Exercise goal:
Every line with the word "components" in it should be extracted from the data that follows.

Data shown:
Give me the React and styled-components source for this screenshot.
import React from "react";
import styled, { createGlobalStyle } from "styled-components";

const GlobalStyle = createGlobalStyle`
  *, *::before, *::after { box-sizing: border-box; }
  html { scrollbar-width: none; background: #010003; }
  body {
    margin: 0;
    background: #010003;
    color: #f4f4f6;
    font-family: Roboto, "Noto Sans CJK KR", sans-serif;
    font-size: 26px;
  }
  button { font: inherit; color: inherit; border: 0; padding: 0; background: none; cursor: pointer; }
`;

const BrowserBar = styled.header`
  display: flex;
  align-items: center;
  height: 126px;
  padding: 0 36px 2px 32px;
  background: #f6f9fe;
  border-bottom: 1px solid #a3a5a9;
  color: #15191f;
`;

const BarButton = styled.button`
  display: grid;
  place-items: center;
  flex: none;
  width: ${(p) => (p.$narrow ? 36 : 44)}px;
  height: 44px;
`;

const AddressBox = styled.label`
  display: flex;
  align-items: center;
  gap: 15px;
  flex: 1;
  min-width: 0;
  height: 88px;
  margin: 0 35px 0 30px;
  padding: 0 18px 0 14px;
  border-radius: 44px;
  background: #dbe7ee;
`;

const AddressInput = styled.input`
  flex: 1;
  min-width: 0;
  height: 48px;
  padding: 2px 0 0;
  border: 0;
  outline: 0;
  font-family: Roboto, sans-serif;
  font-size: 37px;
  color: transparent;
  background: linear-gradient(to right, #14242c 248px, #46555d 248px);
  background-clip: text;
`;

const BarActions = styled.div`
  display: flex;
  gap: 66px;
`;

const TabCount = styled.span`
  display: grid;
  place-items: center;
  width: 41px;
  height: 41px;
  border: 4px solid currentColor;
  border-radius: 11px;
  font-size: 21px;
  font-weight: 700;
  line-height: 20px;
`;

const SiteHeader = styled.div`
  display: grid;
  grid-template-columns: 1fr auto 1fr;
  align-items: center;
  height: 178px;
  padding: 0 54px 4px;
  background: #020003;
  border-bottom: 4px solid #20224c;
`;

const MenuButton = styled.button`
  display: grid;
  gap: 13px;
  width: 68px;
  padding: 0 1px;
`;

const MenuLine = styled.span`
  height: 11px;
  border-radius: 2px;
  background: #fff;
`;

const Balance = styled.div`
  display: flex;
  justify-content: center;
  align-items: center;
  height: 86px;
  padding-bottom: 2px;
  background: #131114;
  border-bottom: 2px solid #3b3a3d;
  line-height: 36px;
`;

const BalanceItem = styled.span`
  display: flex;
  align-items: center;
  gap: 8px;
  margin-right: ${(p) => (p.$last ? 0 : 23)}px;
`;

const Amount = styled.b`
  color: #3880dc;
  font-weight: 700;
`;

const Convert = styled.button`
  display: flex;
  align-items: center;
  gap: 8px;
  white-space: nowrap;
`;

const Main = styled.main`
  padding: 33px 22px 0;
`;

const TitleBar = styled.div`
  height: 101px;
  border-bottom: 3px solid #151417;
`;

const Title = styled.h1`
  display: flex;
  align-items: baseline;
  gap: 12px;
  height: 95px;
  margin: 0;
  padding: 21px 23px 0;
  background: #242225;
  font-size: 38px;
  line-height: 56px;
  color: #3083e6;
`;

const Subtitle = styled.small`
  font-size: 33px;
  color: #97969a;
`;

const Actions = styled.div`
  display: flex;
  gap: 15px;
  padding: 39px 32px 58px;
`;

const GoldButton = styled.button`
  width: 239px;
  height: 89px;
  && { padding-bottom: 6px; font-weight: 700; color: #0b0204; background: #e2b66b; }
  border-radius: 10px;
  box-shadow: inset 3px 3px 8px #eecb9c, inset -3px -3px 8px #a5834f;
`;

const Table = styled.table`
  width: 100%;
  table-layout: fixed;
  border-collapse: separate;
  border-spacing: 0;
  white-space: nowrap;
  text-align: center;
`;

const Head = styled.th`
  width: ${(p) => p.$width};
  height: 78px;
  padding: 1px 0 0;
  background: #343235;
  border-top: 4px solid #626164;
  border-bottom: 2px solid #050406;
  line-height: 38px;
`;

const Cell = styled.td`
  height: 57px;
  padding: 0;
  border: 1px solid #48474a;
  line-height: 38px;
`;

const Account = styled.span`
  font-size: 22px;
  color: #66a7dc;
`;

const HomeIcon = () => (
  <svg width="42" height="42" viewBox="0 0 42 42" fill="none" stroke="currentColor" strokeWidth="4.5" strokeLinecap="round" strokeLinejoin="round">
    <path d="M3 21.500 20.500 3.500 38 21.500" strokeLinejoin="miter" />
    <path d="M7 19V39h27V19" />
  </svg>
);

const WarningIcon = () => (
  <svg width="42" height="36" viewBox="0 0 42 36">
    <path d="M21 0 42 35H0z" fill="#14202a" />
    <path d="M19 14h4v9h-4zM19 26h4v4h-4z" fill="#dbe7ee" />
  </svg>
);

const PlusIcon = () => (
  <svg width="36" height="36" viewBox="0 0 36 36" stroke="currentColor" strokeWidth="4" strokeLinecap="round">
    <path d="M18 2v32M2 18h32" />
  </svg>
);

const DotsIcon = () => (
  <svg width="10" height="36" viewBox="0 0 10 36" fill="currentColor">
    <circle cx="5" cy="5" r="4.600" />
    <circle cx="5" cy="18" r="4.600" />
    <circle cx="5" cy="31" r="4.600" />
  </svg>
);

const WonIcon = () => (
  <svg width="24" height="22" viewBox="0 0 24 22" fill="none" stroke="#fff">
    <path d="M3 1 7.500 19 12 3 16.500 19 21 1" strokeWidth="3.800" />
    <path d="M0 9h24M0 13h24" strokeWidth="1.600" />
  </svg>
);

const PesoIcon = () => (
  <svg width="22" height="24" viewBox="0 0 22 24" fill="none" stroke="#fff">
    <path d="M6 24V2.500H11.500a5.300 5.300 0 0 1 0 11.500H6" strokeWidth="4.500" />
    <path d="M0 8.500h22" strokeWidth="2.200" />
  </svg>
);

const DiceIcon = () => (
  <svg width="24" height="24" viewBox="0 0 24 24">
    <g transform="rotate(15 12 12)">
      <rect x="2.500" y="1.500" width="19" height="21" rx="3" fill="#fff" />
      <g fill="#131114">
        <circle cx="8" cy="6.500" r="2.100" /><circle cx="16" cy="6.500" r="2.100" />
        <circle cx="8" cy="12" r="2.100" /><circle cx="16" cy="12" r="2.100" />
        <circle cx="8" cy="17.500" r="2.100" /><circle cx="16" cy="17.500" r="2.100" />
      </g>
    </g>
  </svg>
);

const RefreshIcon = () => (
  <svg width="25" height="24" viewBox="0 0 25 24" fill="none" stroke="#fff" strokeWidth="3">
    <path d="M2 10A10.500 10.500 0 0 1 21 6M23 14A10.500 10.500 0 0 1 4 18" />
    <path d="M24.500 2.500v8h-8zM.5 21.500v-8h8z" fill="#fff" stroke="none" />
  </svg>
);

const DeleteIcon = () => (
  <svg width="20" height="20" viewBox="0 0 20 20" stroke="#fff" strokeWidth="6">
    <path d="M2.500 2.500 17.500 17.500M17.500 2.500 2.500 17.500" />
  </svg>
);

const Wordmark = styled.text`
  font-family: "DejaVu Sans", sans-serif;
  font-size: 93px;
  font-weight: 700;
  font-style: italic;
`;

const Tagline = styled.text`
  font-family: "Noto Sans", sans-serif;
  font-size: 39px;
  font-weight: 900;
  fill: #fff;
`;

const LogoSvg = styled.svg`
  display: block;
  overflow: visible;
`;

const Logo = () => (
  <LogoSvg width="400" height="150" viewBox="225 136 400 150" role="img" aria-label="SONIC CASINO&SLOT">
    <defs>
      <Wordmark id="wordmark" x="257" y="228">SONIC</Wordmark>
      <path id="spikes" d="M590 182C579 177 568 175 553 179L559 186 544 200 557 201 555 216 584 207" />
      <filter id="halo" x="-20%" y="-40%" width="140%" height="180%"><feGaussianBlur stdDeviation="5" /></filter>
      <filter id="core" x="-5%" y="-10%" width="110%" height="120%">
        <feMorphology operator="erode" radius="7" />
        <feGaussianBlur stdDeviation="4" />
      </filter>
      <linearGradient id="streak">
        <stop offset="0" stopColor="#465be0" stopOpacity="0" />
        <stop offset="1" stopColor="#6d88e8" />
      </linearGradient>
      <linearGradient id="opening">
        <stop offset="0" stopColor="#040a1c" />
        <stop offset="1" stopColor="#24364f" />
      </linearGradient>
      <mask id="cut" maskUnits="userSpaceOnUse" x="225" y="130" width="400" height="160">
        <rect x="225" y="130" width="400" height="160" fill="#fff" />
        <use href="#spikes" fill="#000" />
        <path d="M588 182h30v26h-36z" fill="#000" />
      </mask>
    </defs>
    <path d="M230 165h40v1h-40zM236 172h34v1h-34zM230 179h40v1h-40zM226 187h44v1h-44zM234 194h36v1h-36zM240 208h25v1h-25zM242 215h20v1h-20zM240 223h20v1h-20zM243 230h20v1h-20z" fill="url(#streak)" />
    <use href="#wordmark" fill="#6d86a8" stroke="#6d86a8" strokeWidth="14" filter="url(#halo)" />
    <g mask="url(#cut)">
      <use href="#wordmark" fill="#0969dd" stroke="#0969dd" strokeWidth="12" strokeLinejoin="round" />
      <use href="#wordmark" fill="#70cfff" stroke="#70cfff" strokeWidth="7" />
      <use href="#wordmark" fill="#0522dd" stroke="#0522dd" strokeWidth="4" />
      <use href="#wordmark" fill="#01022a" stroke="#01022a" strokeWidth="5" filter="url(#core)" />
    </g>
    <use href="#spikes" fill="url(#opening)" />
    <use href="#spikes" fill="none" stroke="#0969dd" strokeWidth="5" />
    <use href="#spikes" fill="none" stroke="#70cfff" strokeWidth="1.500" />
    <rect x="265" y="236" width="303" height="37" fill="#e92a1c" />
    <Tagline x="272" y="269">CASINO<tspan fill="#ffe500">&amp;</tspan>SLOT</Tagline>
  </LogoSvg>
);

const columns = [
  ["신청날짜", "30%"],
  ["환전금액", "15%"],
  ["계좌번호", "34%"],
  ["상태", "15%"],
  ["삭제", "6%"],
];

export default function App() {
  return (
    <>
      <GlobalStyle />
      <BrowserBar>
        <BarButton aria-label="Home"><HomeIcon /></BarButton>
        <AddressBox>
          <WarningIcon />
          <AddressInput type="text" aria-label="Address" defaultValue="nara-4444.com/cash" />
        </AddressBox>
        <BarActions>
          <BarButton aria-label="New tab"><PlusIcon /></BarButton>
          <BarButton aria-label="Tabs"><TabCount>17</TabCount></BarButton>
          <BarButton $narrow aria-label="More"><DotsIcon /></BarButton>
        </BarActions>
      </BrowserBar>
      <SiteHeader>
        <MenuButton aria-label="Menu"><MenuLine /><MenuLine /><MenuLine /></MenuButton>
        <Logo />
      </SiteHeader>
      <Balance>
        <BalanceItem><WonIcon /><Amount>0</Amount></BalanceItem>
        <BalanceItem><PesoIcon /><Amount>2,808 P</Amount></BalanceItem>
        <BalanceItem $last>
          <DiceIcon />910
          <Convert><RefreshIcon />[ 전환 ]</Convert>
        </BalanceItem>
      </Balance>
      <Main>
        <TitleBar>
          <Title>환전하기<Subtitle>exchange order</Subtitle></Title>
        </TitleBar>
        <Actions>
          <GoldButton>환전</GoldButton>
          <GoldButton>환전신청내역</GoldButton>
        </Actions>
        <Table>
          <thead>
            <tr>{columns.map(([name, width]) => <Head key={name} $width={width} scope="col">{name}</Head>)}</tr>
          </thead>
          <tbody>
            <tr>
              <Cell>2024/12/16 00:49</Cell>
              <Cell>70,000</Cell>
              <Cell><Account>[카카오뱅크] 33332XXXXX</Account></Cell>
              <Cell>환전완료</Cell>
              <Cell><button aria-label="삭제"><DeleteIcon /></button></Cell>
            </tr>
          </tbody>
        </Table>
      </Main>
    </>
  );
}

Result below:
Give me the React and styled-components source for this screenshot.
import styled, { createGlobalStyle } from "styled-components";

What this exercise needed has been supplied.